Somehow, against all odds, Homer Kelly has become famous. After decades toiling in academic obscurity, the Harvard professor has a book on the bestseller list. To capitalize on his sudden fame, Homer’s editor demands another book, and fast. Homer is working on Steeplechase, a tour of churches in and around his little patch of Massachusetts, and at his editor’s request he goes searching for some ancient gossip to spice up his new work. What he finds is a baffling Reconstruction-era mystery. Hot-air balloons, nursery rhymes, and the great chestnut tree in the village of Nashoba all form part of Homer’s ancestors’ thrilling story.
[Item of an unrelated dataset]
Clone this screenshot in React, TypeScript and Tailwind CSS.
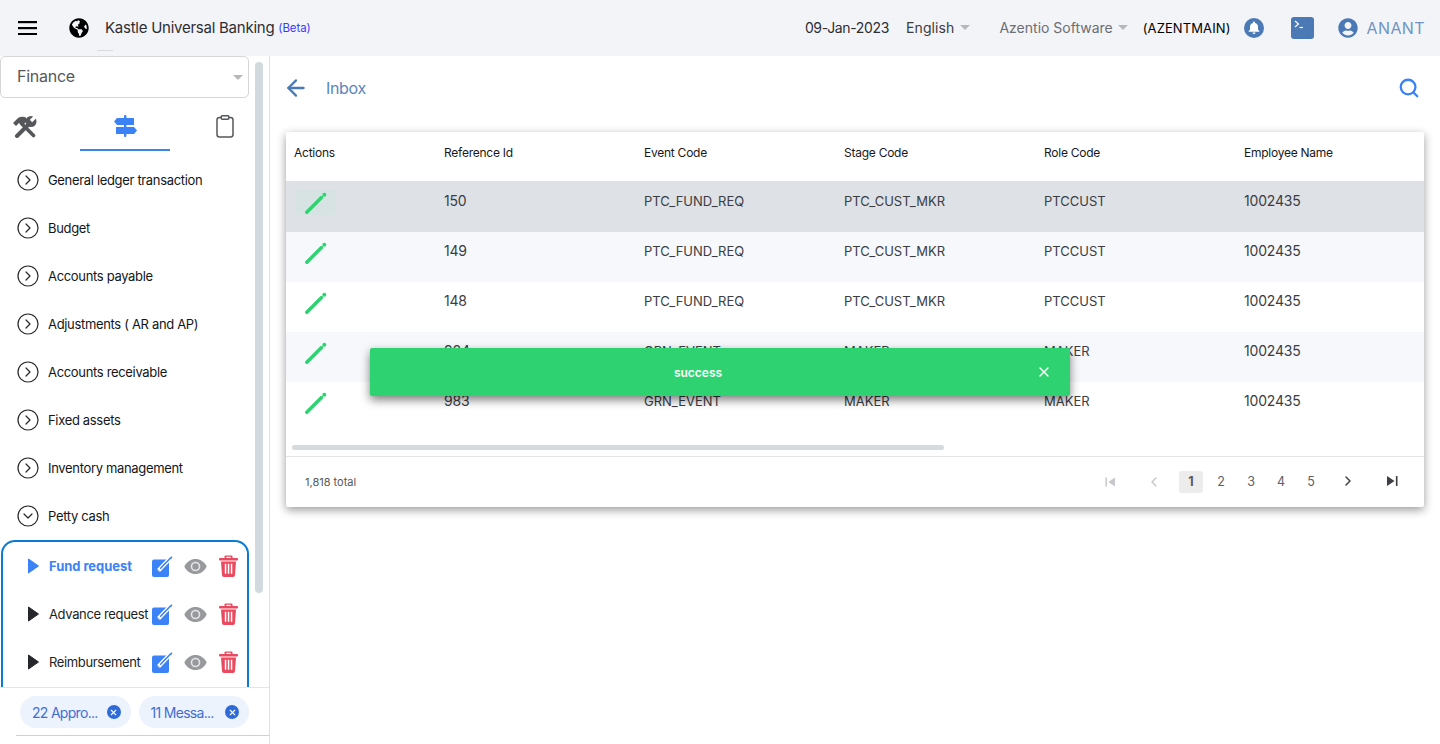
import React from "react";
import { ArrowLeft, Search, CircleChevronRight, CircleChevronDown, ChevronLeft, ChevronRight, X } from "lucide-react";
import { FaGlobeAmericas, FaUserCircle } from "react-icons/fa";

const menu = ["General ledger transaction", "Budget", "Accounts payable", "Adjustments ( AR and AP)", "Accounts receivable", "Fixed assets", "Inventory management"];
const rows = [
  ["150", "PTC_FUND_REQ", "PTC_CUST_MKR", "PTCCUST", "1002435"],
  ["149", "PTC_FUND_REQ", "PTC_CUST_MKR", "PTCCUST", "1002435"],
  ["148", "PTC_FUND_REQ", "PTC_CUST_MKR", "PTCCUST", "1002435"],
  ["984", "GRN_EVENT", "MAKER", "MAKER", "1002435"],
  ["983", "GRN_EVENT", "MAKER", "MAKER", "1002435"],
];
const rowBg = ["bg-[#dee1e6] h-[51px] pt-[11px]", "bg-[#f7f8fb] h-[50px] pt-[10px]", "bg-white h-[50px] pt-[10px]", "bg-[#f7f8fb] h-[50px] pt-[10px]", "bg-white h-[50px] pt-[10px]"];

function Caret() {
  return <span className="inline-block w-0 h-0 border-x-[5px] border-x-transparent border-t-[5px] border-t-[#b5b7bb]" />;
}

function Pen() {
  return (
    <svg width="22" height="22" viewBox="0 0 22 22" fill="none">
      <path d="M1.800 20.200 L16.500 5.500" stroke="#2ed271" strokeWidth="3.400" strokeLinecap="round" />
      <circle cx="19.300" cy="2.700" r="2" fill="#2ed271" />
    </svg>
  );
}

function ToolsIcon() {
  return (
    <svg width="24" height="22" viewBox="0 0 24 22" fill="#55575a">
      <path d="M9 8 L20.500 19.500" stroke="#55575a" strokeWidth="3.600" strokeLinecap="round" />
      <path d="M0 7 L5 2 Q8 0 12 1 L15 4 L9 10 L6 7 L3 10 Z" />
      <path d="M17 7 L4 20" stroke="#55575a" strokeWidth="4" strokeLinecap="round" />
      <circle cx="18" cy="5.500" r="5.500" />
      <path d="M18 5 L24 -1" stroke="#fff" strokeWidth="3.400" />
    </svg>
  );
}

function EyeIcon() {
  return (
    <svg width="23" height="17" viewBox="0 0 23 17">
      <path d="M0.300 8.500 C5 -1.500 18 -1.500 22.700 8.500 C18 18.500 5 18.500 0.300 8.500 Z" fill="#97999d" />
      <circle cx="11.500" cy="8.500" r="4.800" fill="#e4e5e6" />
      <circle cx="11.500" cy="8.500" r="3.200" fill="#97999d" />
    </svg>
  );
}

function EditIcon() {
  return (
    <svg width="21" height="21" viewBox="0 0 21 21">
      <rect x="0" y="3.500" width="17" height="17.500" rx="2" fill="#3b82f6" />
      <path d="M6.500 14.500 L18 2.500" stroke="#fff" strokeWidth="4" />
      <path d="M6.500 14.500 L18 2.500 L20 1" stroke="#3b82f6" strokeWidth="1.600" fill="none" />
      <path d="M6 15 L7 11.500 L9.500 14 Z" fill="#fff" />
    </svg>
  );
}

function TrashIcon() {
  return (
    <svg width="19" height="22" viewBox="0 0 19 22" fill="#ea4a5f">
      <path d="M6.500 0.500 h6 a1 1 0 0 1 1 1 v1.500 h4.500 a1 1 0 0 1 0 2.400 h-17 a1 1 0 0 1 0 -2.400 h4.500 v-1.500 a1 1 0 0 1 1 -1 z M7.300 1.800 v1.200 h4.400 v-1.200 z" fillRule="evenodd" />
      <path d="M2 6.500 h15 l-1 13.500 a2 2 0 0 1 -2 2 h-9 a2 2 0 0 1 -2 -2 z M5.800 8.800 v10 h1.500 v-10 z M8.800 8.800 v10 h1.500 v-10 z M11.800 8.800 v10 h1.500 v-10 z" fillRule="evenodd" />
    </svg>
  );
}

function SignsIcon() {
  return (
    <svg width="23" height="22" viewBox="0 0 23 22" fill="#3b82f6">
      <rect x="10" y="0" width="2.400" height="22" rx="1" />
      <path d="M0 6.500 L3 3 H20 V10 H3 Z" />
      <path d="M2 12 H20 L23 15.500 L20 19 H2 Z" />
    </svg>
  );
}

function ClipboardIcon() {
  return (
    <svg width="18" height="23" viewBox="0 0 18 23" fill="none" stroke="#55575a" strokeWidth="1.500">
      <rect x="1" y="2.500" width="16" height="19.500" rx="2.500" />
      <rect x="5.200" y="0.800" width="7.600" height="3.400" rx="1" fill="#fff" />
    </svg>
  );
}

function SubItem({ label, active }: { label: string; active?: boolean }) {
  return (
    <div className="h-12 flex items-center pl-[25px] relative">
      <svg width="11" height="16" viewBox="0 0 11 16" className="shrink-0">
        <path d="M0.500 1 L10.500 8 L0.500 15 Z" fill={active ? "#3b82f6" : "#25272b"} stroke={active ? "#3b82f6" : "#25272b"} strokeLinejoin="round" />
      </svg>
      <span className={`ml-[10px] w-[103px] whitespace-nowrap text-[13px] mt-[1px] ${active ? "font-bold text-[#3b82f6] tracking-[-0.05px]" : "text-[#1c1e22] tracking-[-0.36px]"}`}>{label}</span>
      <span className="shrink-0"><EditIcon /></span>
      <span className="ml-[11px] flex"><EyeIcon /></span>
      <span className="ml-[12px]"><TrashIcon /></span>
    </div>
  );
}

function Chip({ label }: { label: string }) {
  return (
    <div className="h-8 rounded-2xl bg-[#edf3fd] flex items-center pl-3 pr-[10px] text-[14px] tracking-[-0.7px] text-[#3f6ed6] w-[110.500px] justify-between">
      <span className="whitespace-nowrap">{label}</span>
      <span className="w-[14px] h-[14px] rounded-full bg-[#2f6bd8] flex items-center justify-center">
        <X size={9} color="#fff" strokeWidth={3} />
      </span>
    </div>
  );
}

function PageEdge({ last, color }: { last?: boolean; color: string }) {
  return (
    <svg width="12" height="12" viewBox="0 0 12 12" style={last ? { transform: "scaleX(-1)" } : undefined}>
      <rect x="0.500" y="1" width="1.600" height="10" fill={color} />
      <path d="M11 1 L3.500 6 L11 11 Z" fill={color} />
    </svg>
  );
}

export default function App() {
  return (
    <div className="w-[1440px] h-[744px] overflow-hidden flex flex-col bg-white relative font-['Inter',sans-serif]">
      <header className="h-14 shrink-0 bg-[#f3f4f8] flex items-center relative">
        <svg width="20" height="14" viewBox="0 0 20 14" className="ml-[18px]">
          <rect y="0" width="19" height="2.200" fill="#000" />
          <rect y="6" width="19" height="2.200" fill="#000" />
          <rect y="12" width="19" height="2.200" fill="#000" />
        </svg>
        <span className="ml-[31px] text-black"><FaGlobeAmericas size={20} /></span>
        <span className="ml-4 text-[15px] tracking-[-0.25px] text-[#2c2e33] whitespace-nowrap">Kastle Universal Banking</span>
        <span className="ml-[4px] mt-[2px] text-[11.500px] tracking-[-0.1px] text-[#3c3cf5]">(Beta)</span>
        <div className="ml-auto flex items-center pr-[15px] text-[14px]">
          <span className="text-[#2c2e33] tracking-[-0.35px] -mt-[2px]">09-Jan-2023</span>
          <span className="ml-[17px] text-[#3a3c40] tracking-[0.1px] -mt-[2px]">English</span>
          <span className="ml-[6px] mb-[2px] flex"><Caret /></span>
          <span className="ml-[29px] text-[#6b6e73] -mt-[2px]">Azentio Software</span>
          <span className="ml-[5px] mb-[2px] flex"><Caret /></span>
          <span className="ml-[15px] text-[13px] text-black tracking-[0.1px] translate-y-[1px]">(AZENTMAIN)</span>
          <span className="ml-[14px] w-5 h-5 rounded-full bg-[#4a79b5] flex items-center justify-center">
            <svg width="12" height="14" viewBox="0 0 12 14" fill="#fff">
              <path d="M6 0.500 a1 1 0 0 1 1 1 v0.400 c2 .5 3 2 3 4 v2.600 l1.400 1.700 v.6 h-10.800 v-.6 l1.400 -1.700 v-2.600 c0 -2 1 -3.500 3 -4 v-.4 a1 1 0 0 1 1 -1 z" />
              <path d="M4.500 11.500 h3 a1.500 1.500 0 0 1 -3 0 z" />
            </svg>
          </span>
          <span className="ml-[27px] w-[23px] h-[22px] rounded-[3px] bg-[#4a79b5] flex items-start pt-[3px] pl-[3px]">
            <svg width="12" height="10" viewBox="0 0 12 10" fill="none" stroke="#fff" strokeWidth="1.200">
              <path d="M1 1 L4.500 4 L1 7" />
              <path d="M5.500 7.500 H9" />
            </svg>
          </span>
          <span className="ml-[24px] text-[#4a79b5]"><FaUserCircle size={20} /></span>
          <span className="ml-[8px] text-[16px] tracking-[0.4px] text-[#6f94c4]">ANANT</span>
        </div>
        <span className="absolute left-[97px] top-[50px] w-4 h-px bg-[#d8dade]" />
      </header>

      <div className="flex-1 flex min-h-0">
        <aside className="w-[270px] shrink-0 border-r border-[#dcdfe3] flex flex-col relative">
          <div className="flex-1 min-h-0 overflow-hidden">
            <div className="w-[250px]">
              <div className="w-[249px] h-[42px] border border-[#d4d6da] rounded-[5px] flex items-center pl-4 pr-[5px] justify-between">
                <span className="text-[16px] tracking-[-0.25px] text-[#55585d] -mt-[2px]">Finance</span>
                <Caret />
              </div>
              <div className="h-[53px] flex">
                <div className="w-[50px] flex items-center justify-center pt-1">
                  <ToolsIcon />
                </div>
                <div className="ml-[30px] w-[90px] flex items-center justify-center border-b-2 border-[#3b82f6] pt-1">
                  <SignsIcon />
                </div>
                <div className="ml-[30px] w-[50px] flex items-center justify-center pt-1">
                  <ClipboardIcon />
                </div>
              </div>
              <div className="pt-[5px]">
                {menu.map((m) => (
                  <div key={m} className="h-12 flex items-center pl-[16px] gap-[8px] text-[13px] tracking-[-0.33px] text-[#14161a]">
                    <CircleChevronRight size={24} strokeWidth={1.200} color="#26282c" />
                    <span className="mt-[1px]">{m}</span>
                  </div>
                ))}
                <div className="h-12 flex items-center pl-[16px] gap-[8px] text-[13px] tracking-[-0.33px] text-[#14161a]">
                  <CircleChevronDown size={24} strokeWidth={1.200} color="#26282c" />
                  <span className="mt-[1px]">Petty cash</span>
                </div>
                <div className="ml-px w-[248px] border-2 border-[#0b7cd2] rounded-[14px] h-[240px]">
                  <SubItem label="Fund request" active />
                  <SubItem label="Advance request" />
                  <SubItem label="Reimbursement" />
                </div>
              </div>
            </div>
          </div>
          <span className="absolute left-[255px] top-[6px] w-2 h-[531px] rounded bg-[#d3dadf]" />
          <div className="h-[57px] shrink-0 bg-white border-t border-[#e3e5e8] relative">
            <div className="flex gap-2 pl-5 pt-2">
              <Chip label="22 Appro..." />
              <Chip label="11 Messa..." />
            </div>
            <div className="ml-4 mt-[7px] border-t border-[#cfd1d4]" />
          </div>
        </aside>

        <main className="flex-1 min-w-0 pl-4 pr-4 relative">
          <div className="h-[76px] flex items-center justify-between pr-[4px] pb-[12px]">
            <div className="flex items-center">
              <ArrowLeft size={26} strokeWidth={2.100} color="#4a79b5" className="-ml-[3px]" />
              <span className="ml-[17px] text-[16px] tracking-[-0.35px] text-[#5c85bb]">Inbox</span>
            </div>
            <Search size={22} color="#3b82f6" strokeWidth={2.500} />
          </div>
          <section className="w-[1138px] h-[375px] bg-white rounded-[2px] shadow-[0_3px_10px_rgba(0,0,0,0.4)] flex flex-col">
            <div className="grid grid-cols-[150px_200px_200px_200px_200px_188px] h-[49px] items-center text-[12px] tracking-[-0.25px] text-[#17191d] pl-2 pb-[7px]">
              <span>Actions</span>
              <span>Reference Id</span>
              <span>Event Code</span>
              <span>Stage Code</span>
              <span>Role Code</span>
              <span>Employee Name</span>
            </div>
            {rows.map((r, i) => (
              <div key={r[0]} className={`grid grid-cols-[150px_200px_200px_200px_200px_188px] text-[13px] text-[#3b3d42] pl-2 ${rowBg[i]}`}>
                <span className="relative">
                  {i === 0 && <span className="absolute left-[2px] -top-[2px] w-10 h-[25px] bg-[#d7e3e2] rounded-[2px]" />}
                  <span className="absolute left-[11px] top-0"><Pen /></span>
                </span>
                {r.map((c, j) => <span key={j} className={`leading-[18px] ${/^\d+$/.test(c) ? "text-[14px] tracking-[-0.2px]" : ""}`}>{c}</span>)}
              </div>
            ))}
            <div className="h-[24px] pl-[6px] pt-[13px]">
              <div className="w-[652px] h-[5px] rounded bg-[#d5dadd]" />
            </div>
            <div className="flex-1 border-t border-[#e3e4e6] flex items-center pl-[19px] pr-[26px] justify-between">
              <span className="text-[11px] text-[#55585d]">1,818 total</span>
              <div className="flex items-center text-[12.500px] text-[#5d6065]">
                <span className="w-[11px] flex"><PageEdge color="#c6c8cb" /></span>
                <span className="ml-[30px]"><ChevronLeft size={16} color="#c4c6c9" /></span>
                <span className="ml-[17px] w-6 h-[22px] bg-[#ececec] rounded-[3px] font-bold text-[#55585d] flex items-center justify-center">1</span>
                <span className="w-[30px] text-center ml-[3px]">2</span>
                <span className="w-[30px] text-center">3</span>
                <span className="w-[30px] text-center">4</span>
                <span className="w-[30px] text-center">5</span>
                <span className="ml-[14px] -mt-[2px]"><ChevronRight size={16} strokeWidth={2.400} color="#45474b" /></span>
                <span className="ml-[30px] flex -mt-[2px]"><PageEdge last color="#3c3e42" /></span>
              </div>
            </div>
          </section>
        </main>
      </div>

      <div className="absolute left-[370px] top-[348px] w-[700px] h-12 bg-[#2ed271] rounded-[2px] shadow-[0_4px_10px_rgba(0,0,0,0.5)] flex items-center justify-center text-white text-[12px] font-semibold pr-[44px] pt-[2px]">
        success
        <span className="absolute right-[18px] top-[16px]"><X size={16} color="#fff" strokeWidth={2} /></span>
      </div>
    </div>
  );
}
As the tale shifts between 1868 and the present day, a picture emerges of a small-town Massachusetts that’s hardly changed, and a secret which, if it weren’t for Homer, may have stayed buried for all time.
PUBLISHERS WEEKLY
At the start of Langton's 18th Homer Kelly mystery (after 2003's The Deserter), the Harvard professor and sometime sleuth resolves to spice up Steeplechase, the book about Massachusetts churches he's writing, with a scandal. To that end, he and wife Mary piece together the story of a conflict between two 19th-century clergymen in fictional Nashoba, Mass., involving an ancient chestnut tree. Past and present play out in alternating sections. Period photos give faces to many of the characters, and Langton's own drawings add a touch of whimsy. The overall effect is like that of an antique album, albeit a somewhat fractured one. Similarly, the contrast of grim drama (in the person of disfigured Civil War veteran James Shaw) with comedy (in the figures of the Spratt brothers, who fly a hot-air balloon) gives an ambiguous, Edward Goreyesque feel to the proceedings. Absent is the tension of Langton's previous books, and even to call this disjointed tale a mystery would be a little generous. Still, fans will delight in her idiosyncratic characters and humor.